While I can't say the overall argument of Burgess's book is correct, it is definitely worth reading if you have an interest in the early heresies, and this book takes you through a lot of the deviations and perversions of doctrine in the first several centuries of the Church that had to do with errant ideas of the work of the Holy Spirit. I don't think I agree that this division between institution and charismata is as fundamental in the life of the Church as the author says, but it is undeniable that these type of movements have plagued the Church at ever stage of its development. However, whenever a whacked out, overly-experientially based movement arises, I think it has less to do with a unresolved tension in the Church itself as to a popular reaction against Christians who fail to live and make use of the charismata that already exist in the Church. If all Catholics devoted themselves to prayer and fasting and were exemplars of holiness and piety, there would be little need for these fringe movements to pop up with their false promises of a more "authentic" experience of God (I'm not speaking here of the mainstream 'charismatic renewal', but some of this could apply to that movement as well).

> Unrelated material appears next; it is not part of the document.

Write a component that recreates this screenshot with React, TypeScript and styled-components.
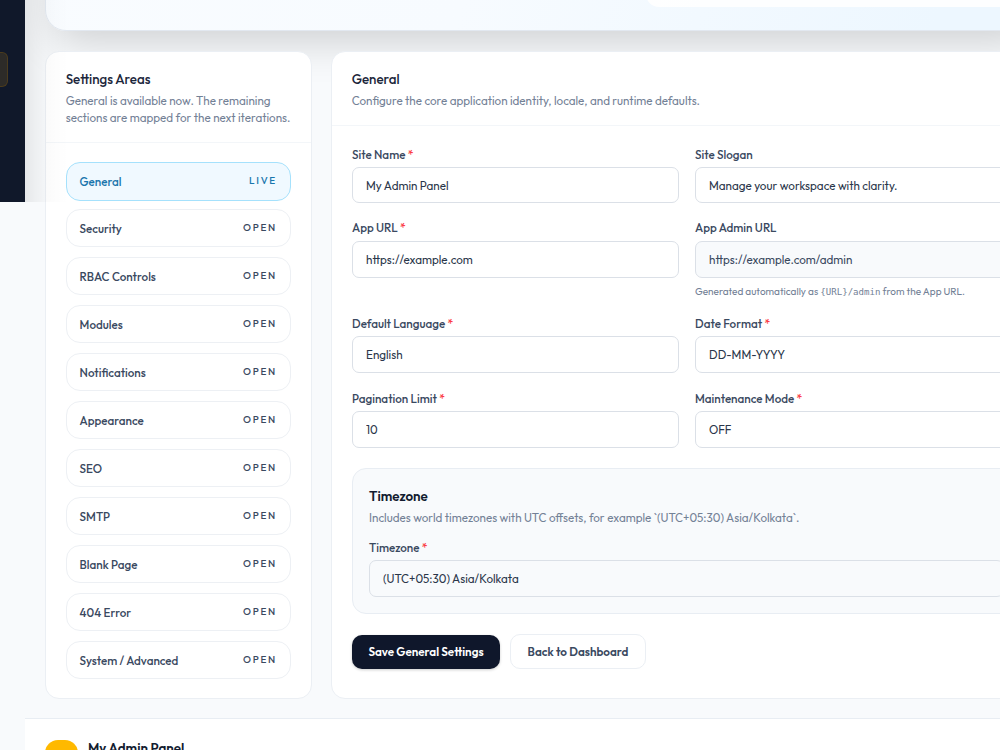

As has always been the case throughout history, the best remedy for heretical movements and fringe apparition-based groups is for the rank and file Catholics to live their faith to the fullest.
2 comments:
I especially like your closing conclusions!
Here's a post I can wholeheartedly agree with!
I found it interesting as well that there seems to be a very strong movement in some Catholic charismatic communities towards Carmelite spirituality - which seems to affirm your feeling that these movements arise precisely because of a longing for that depth and sort of spirituality.